## Entries provided
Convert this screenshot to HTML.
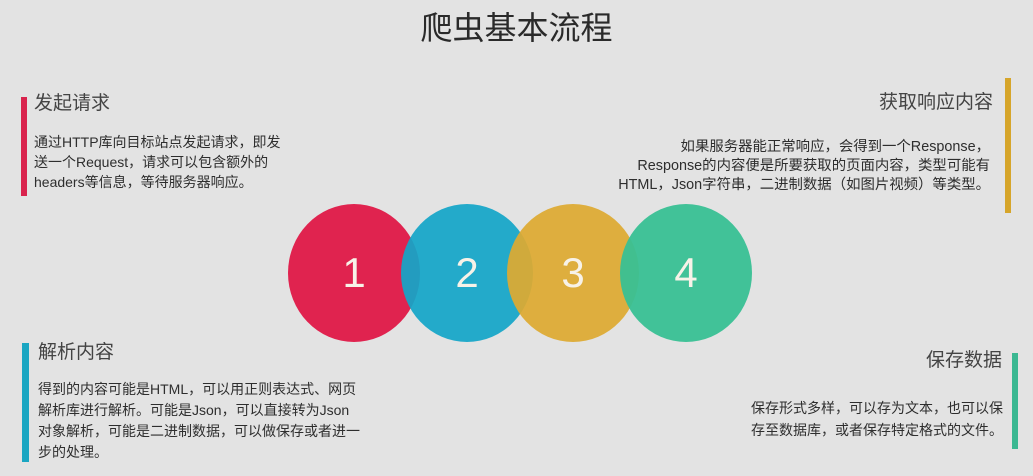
<!DOCTYPE html>
<html><head><meta charset="utf-8"><style>
body{margin:0;width:1033px;height:476px;background:#e3e3e3;position:relative;overflow:hidden;font-family:"Liberation Sans","Noto Sans CJK SC",sans-serif;color:#333}
.a{position:absolute;white-space:nowrap}
.t{left:0;width:1033px;text-align:center;top:3px;font-size:32px;color:#2a2a2a;font-weight:400}
.h{font-size:19px;color:#444;line-height:24px}
.b{font-size:14px;line-height:20px;color:#2e2e2e}
.bar{position:absolute}
.c{position:absolute;width:132px;height:138px;border-radius:50%;color:#f7f2e8;font-size:42px;text-align:center;line-height:138px;top:204px}
</style></head><body>
<div class="a t">爬虫基本流程</div>

<div class="bar" style="left:21px;top:97px;width:6px;height:99px;background:#d9234d"></div>
<div class="a h" style="left:34px;top:92px">发起请求</div>
<div class="a b" style="left:34px;top:132px">通过HTTP库向目标站点发起请求，即发<br>送一个Request，请求可以包含额外的<br>headers等信息，等待服务器响应。</div>

<div class="bar" style="left:1005px;top:78px;width:6px;height:135px;background:#d6a52a"></div>
<div class="a h" style="right:40px;top:91px;text-align:right">获取响应内容</div>
<div class="a b" style="right:43px;top:138px;text-align:right;line-height:19px;font-size:14.4px">如果服务器能正常响应，会得到一个Response，<br>Response的内容便是所要获取的页面内容，类型可能有<br>HTML，Json字符串，二进制数据（如图片视频）等类型。</div>

<div class="bar" style="left:22px;top:343px;width:7px;height:119px;background:#1aa6c2"></div>
<div class="a h" style="left:38px;top:341px">解析内容</div>
<div class="a b" style="left:38px;top:379px;line-height:21px">得到的内容可能是HTML，可以用正则表达式、网页<br>解析库进行解析。可能是Json，可以直接转为Json<br>对象解析，可能是二进制数据，可以做保存或者进一<br>步的处理。</div>

<div class="bar" style="left:1012px;top:353px;width:6px;height:96px;background:#3bb892"></div>
<div class="a h" style="right:31px;top:349px;text-align:right">保存数据</div>
<div class="a b" style="right:30px;top:397px;text-align:right;line-height:22px">保存形式多样，可以存为文本，也可以保<br>存至数据库，或者保存特定格式的文件。</div>

<div class="c" style="left:288px;background:#e0234f">1</div>
<div class="c" style="left:401px;background:rgba(20,166,200,0.93)">2</div>
<div class="c" style="left:507px;background:rgba(222,170,50,0.93)">3</div>
<div class="c" style="left:620px;background:rgba(56,192,148,0.95)">4</div>
</body></html>
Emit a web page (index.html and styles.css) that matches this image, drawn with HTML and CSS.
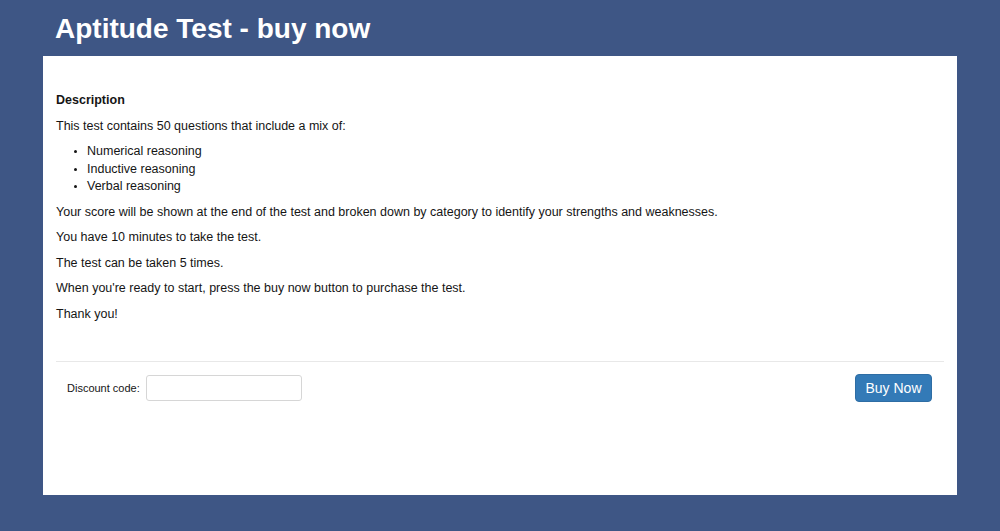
FILE: index.html
```html
<!DOCTYPE html>
<html>
<head>
<meta charset="utf-8">
<link rel="stylesheet" href="styles.css">
</head>
<body>
<div class="page">
  <h1 class="title">Aptitude Test - buy now</h1>
  <div class="card">
    <div class="content">
      <p class="heading">Description</p>
      <p>This test contains 50 questions that include a mix of:</p>
      <ul class="list">
        <li>Numerical reasoning</li>
        <li>Inductive reasoning</li>
        <li>Verbal reasoning</li>
      </ul>
      <p>Your score will be shown at the end of the test and broken down by category to identify your strengths and weaknesses.</p>
      <p>You have 10 minutes to take the test.</p>
      <p>The test can be taken 5 times.</p>
      <p>When you're ready to start, press the buy now button to purchase the test.</p>
      <p>Thank you!</p>
    </div>
    <hr class="divider">
    <div class="footer">
      <div class="discount">
        <label class="label">Discount code:</label>
        <input class="input" type="text">
      </div>
      <button class="buy">Buy Now</button>
    </div>
  </div>
</div>
</body>
</html>
```
FILE: styles.css
```css
html, body {
  margin: 0;
  padding: 0;
}
body {
  background: #3e5685;
  font-family: "Liberation Sans", Arial, sans-serif;
  color: #151515;
}
.page {
  width: 914px;
  margin: 0 auto;
}
.title {
  margin: 0;
  padding: 13px 12px 0 12px;
  height: 43px;
  font-size: 28px;
  line-height: 32px;
  font-weight: bold;
  color: #ffffff;
}
.card {
  background: #ffffff;
  height: 439px;
  box-sizing: border-box;
  padding: 0 13px;
}
.content {
  padding: 36px 0 0 0;
  font-size: 12.5px;
  line-height: 17.5px;
}
.content p {
  margin: 0 0 8px 0;
}
.heading {
  font-weight: bold;
}
.list {
  margin: 0 0 8px 0;
  padding-left: 31px;
}
.list li::marker {
  font-size: 10px;
}
.divider {
  margin: 38px 0 0 0;
  border: 0;
  border-top: 1px solid #e8e8e8;
  height: 0;
}
.footer {
  display: flex;
  justify-content: space-between;
  align-items: center;
  padding: 12px 12px 0 11px;
}
.discount {
  display: flex;
  align-items: center;
  gap: 6px;
}
.label {
  font-size: 11px;
}
.input {
  width: 156px;
  height: 26px;
  box-sizing: border-box;
  border: 1px solid #d6d6d6;
  border-radius: 3px;
  padding: 4px 8px;
  font-family: "Liberation Sans", Arial, sans-serif;
  font-size: 13px;
}
.buy {
  width: 77px;
  height: 28px;
  background: #337ab7;
  border: 1px solid #2e6da4;
  border-radius: 4px;
  color: #ffffff;
  font-family: "Liberation Sans", Arial, sans-serif;
  font-size: 14px;
  padding: 0;
}
```
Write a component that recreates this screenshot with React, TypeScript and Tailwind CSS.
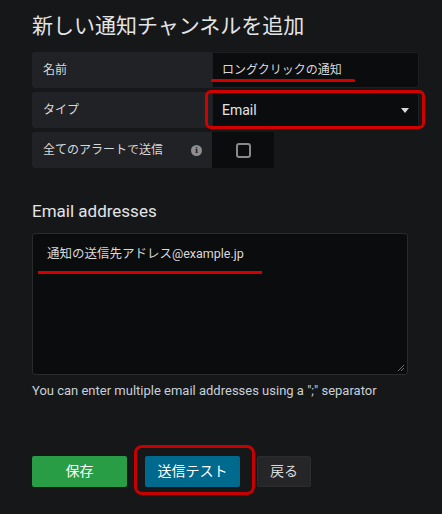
import React from "react";

const font = "font-['Roboto','Noto_Sans_CJK_JP',sans-serif]";

function LabelCell({ children }: { children: React.ReactNode }) {
  return (
    <div className="flex w-[180px] items-center justify-between rounded-l-[3px] bg-[#212226] pl-[11px] pr-[10px] text-[12px] text-[#d8d9da]">
      {children}
    </div>
  );
}

export default function App() {
  return (
    <div className={`h-[514px] w-[442px] bg-[#161719] pl-8 ${font}`}>
      <h1 className="pt-[11px] text-[21px] leading-[30px] text-[#e3e4e5]">
        新しい通知チャンネルを追加
      </h1>

      <div className="mt-[11px] flex flex-col gap-1">
        <div className="flex h-9">
          <LabelCell>名前</LabelCell>
          <div className="relative flex w-[207px] items-center rounded-r-[3px] border border-[#1e1f22] bg-[#0b0c0e] pl-[9px] text-[12px] text-[#d8d9da]">
            ロングクリックの通知
            <span className="absolute left-[-2px] top-[26px] h-[3px] w-[144px] rounded-full bg-[#d30000]" />
          </div>
        </div>

        <div className="flex h-9">
          <LabelCell>タイプ</LabelCell>
          <div className="relative flex w-[207px] items-center justify-between rounded-r-[3px] border border-[#1e1f22] bg-[#0b0c0e] pl-[9px] pr-[9px] text-[14px] text-[#e3e4e5]">
            Email
            <svg width="8" height="5" viewBox="0 0 8 5">
              <path d="M0 0h8L4 5z" fill="#d8d9da" />
            </svg>
            <span className="absolute left-[-8px] right-[-7px] top-[-3px] bottom-[-2px] rounded-[6px] border-[3px] border-[#d30000]" />
          </div>
        </div>

        <div className="flex h-9">
          <LabelCell>
            全てのアラートで送信
            <span className="flex h-[11px] w-[11px] items-center justify-center rounded-full bg-[#8e8e8e] text-[8px] font-bold leading-none text-[#212226] font-['DejaVu_Serif',serif]">
              i
            </span>
          </LabelCell>
          <div className="flex w-[62px] items-center justify-center bg-[#0b0c0e]">
            <span className="h-[15px] w-[15px] rounded-[3px] border-2 border-[#8a8a8a]" />
          </div>
        </div>
      </div>

      <h2 className="mt-[30px] text-[17px] leading-[26px] text-[#e3e4e5]">Email addresses</h2>

      <div className="relative mt-[9px] h-[142px] w-[376px] rounded-[3px] border border-[#2a2b2f] bg-[#0b0c0e] px-[14px] py-[11px] text-[12.5px] text-[#d8d9da]">
        通知の送信先アドレス@example.jp
        <span className="absolute left-[5px] top-[37px] h-[3px] w-[224px] bg-[#d30000]" />
        <svg className="absolute bottom-[2px] right-[2px]" width="8" height="8" viewBox="0 0 8 8">
          <path d="M7 1L1 7M7 4L4 7" stroke="#6e6f72" strokeWidth="1" />
        </svg>
      </div>

      <p className="mt-[6px] text-[13px] text-[#c7d0d9]">
        You can enter multiple email addresses using a ";" separator
      </p>

      <div className="mt-[55px] flex items-center text-[14px]">
        <button className="h-[31px] w-[95px] rounded-[2px] bg-[#299c46] text-white">保存</button>
        <div className="relative ml-[18px]">
          <button className="block h-[31px] w-[95px] rounded-[2px] bg-[#006a8e] text-white">送信テスト</button>
          <span className="absolute left-[-11px] right-[-15px] top-[-11px] bottom-[-8px] rounded-[8px] border-[3px] border-[#c80000]" />
        </div>
        <button className="ml-[17px] h-[31px] w-[54px] rounded-[2px] border border-[#2c2d30] bg-[#262628] text-[#d8d9da]">
          戻る
        </button>
      </div>
    </div>
  );
}
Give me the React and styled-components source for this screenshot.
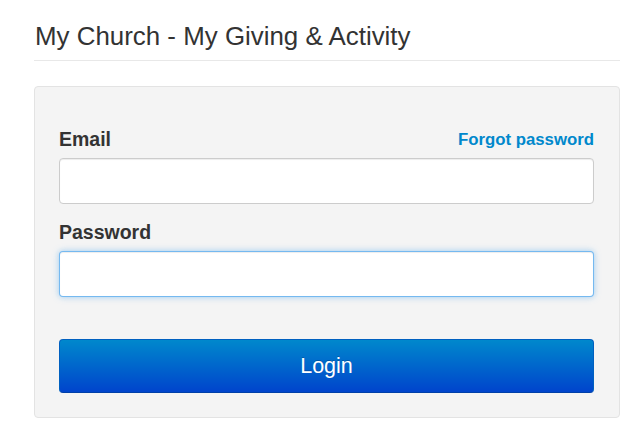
import React from "react";
import styled, { createGlobalStyle } from "styled-components";

const GlobalStyle = createGlobalStyle`
  body {
    margin: 0;
    background: #fff;
    font-family: "Liberation Sans", Arial, sans-serif;
    color: #333;
  }
`;

const Page = styled.div`
  width: 586px;
  padding: 21px 0 0 34px;
`;

const Title = styled.h1`
  margin: 0 0 25px;
  padding: 0 0 0 1px;
  height: 39px;
  font-size: 25.9px;
  line-height: 30px;
  font-weight: normal;
  color: #333;
  border-bottom: 1px solid #e8e8e8;
`;

const Well = styled.form`
  display: flex;
  flex-direction: column;
  padding: 40px 25px 24px 24px;
  background: #f4f4f4;
  border: 1px solid #e3e3e3;
  border-radius: 4px;
`;

const LabelRow = styled.div`
  display: flex;
  justify-content: space-between;
  align-items: baseline;
  margin-top: ${(p) => p.gap || 0}px;
`;

const Label = styled.label`
  font-size: 19.5px;
  line-height: 24px;
  font-weight: bold;
  color: #333;
`;

const ForgotLink = styled.a`
  font-size: 16.8px;
  font-weight: bold;
  color: #0088cc;
  text-decoration: none;
  position: relative;
  top: -1px;
`;

const Input = styled.input`
  box-sizing: border-box;
  width: 100%;
  height: 46px;
  margin-top: 7px;
  padding: 0 12px;
  font-size: 18px;
  font-family: inherit;
  background: #fff;
  border: 1px solid ${(p) => (p.focused ? "rgba(82, 168, 236, 0.8)" : "#ccc")};
  border-radius: 4px;
  outline: none;
  box-shadow: ${(p) =>
    p.focused
      ? "inset 0 1px 1px rgba(0,0,0,.075), 0 0 6px rgba(82,168,236,.55)"
      : "inset 0 1px 1px rgba(0,0,0,.075)"};
`;

const LoginButton = styled.button`
  box-sizing: border-box;
  height: 54px;
  margin-top: 42px;
  font-family: inherit;
  font-size: 21.5px;
  color: #fff;
  text-shadow: 0 -1px 0 rgba(0, 0, 0, 0.2);
  background: linear-gradient(to bottom, #0088cc, #0044cc);
  border: 1px solid #0060c0;
  border-bottom-color: #0040a8;
  border-radius: 4px;
  cursor: pointer;
`;

export default function App() {
  return (
    <>
      <GlobalStyle />
      <Page>
        <Title>My Church - My Giving &amp; Activity</Title>
        <Well onSubmit={(e) => e.preventDefault()}>
          <LabelRow>
            <Label htmlFor="email">Email</Label>
            <ForgotLink href="#">Forgot password</ForgotLink>
          </LabelRow>
          <Input id="email" type="email" />
          <LabelRow gap={16}>
            <Label htmlFor="password">Password</Label>
          </LabelRow>
          <Input id="password" type="password" focused />
          <LoginButton type="submit">Login</LoginButton>
        </Well>
      </Page>
    </>
  );
}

## What you need to do
Return every line holding the word "styled" from the records.

## Answer to the task
Give me the React and styled-components source for this screenshot.
import styled, { createGlobalStyle } from "styled-components";
const Page = styled.div`
const Title = styled.h1`
const Well = styled.form`
const LabelRow = styled.div`
const Label = styled.label`
const ForgotLink = styled.a`
const Input = styled.input`
const LoginButton = styled.button`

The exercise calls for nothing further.